While I love music boxes and lullabies, the high pitched tune throughout We’re Dancing irritated me. Otherwise, it’s an entertaining song and big switch from what I’ve been hearing all along. This is an electropop dance number that’s great for the clubs and fun for your home stereos. I loved the strings in the bridge but I felt like it was just thrown in there and taken right out so quickly. Had it been included in the chorus from start it would’ve sounded so much nicer. Overall, it’s an okay song with some minor issues.
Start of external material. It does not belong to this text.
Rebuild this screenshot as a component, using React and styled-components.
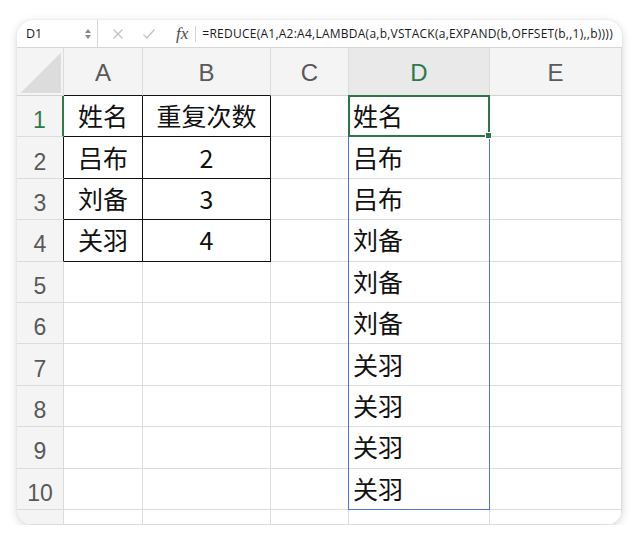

Postcard continues the upbeat session. Unlike its predecessor, this track is a bit more put together in regards to its musical composition. The claps and echoed whistling effects are tolerable additions, and the beat on a whole is addictive. Mendler’s breathy tones in some parts and vibrancy in others is well coordinated. The song is a rather creative arrangement in all aspects.
The album concludes on a wonderful note. Quicksand is the most heartfelt ballad on the deluxe version, and on the entire record. Its simple where the amount of instruments are used, and convincing where her vocals are concerned. Mendler is taken over by so much love that it overflows in the lyrics. From start to finish I connected with her emotions and even had goose bumps while listening. I was captivated by the piano and heavenly strings. The drums at the end of the track worked well and stayed in the right place. It was a brilliant idea to keep the track lightweight and beautiful.
Hello My Name is… is fresh, unrecycled, and likable. Its an enjoyable album with facetious and meaningful romantic lyrics uncommon in music these days. As an actress branching out into music, Bridgit delivered a pretty decent first attempt and I look forward to something much stronger next time around.
Track listing: 01. Ready or Not 02.Forgot to Laugh 03. Top of the World 04. Hurricane 05. City Lights 06. All I See is Gold 07. The Fall Song 08. Love Will Tell Us Where to Go 09. Blonde 10. Rocks at My Window 11. 5:15 12. Hold On For Dear Love Deluxe Version 13. We're Dancing 14. Postcard 15. Quickstand
* This review does not reflect the opinion of EY on a whole.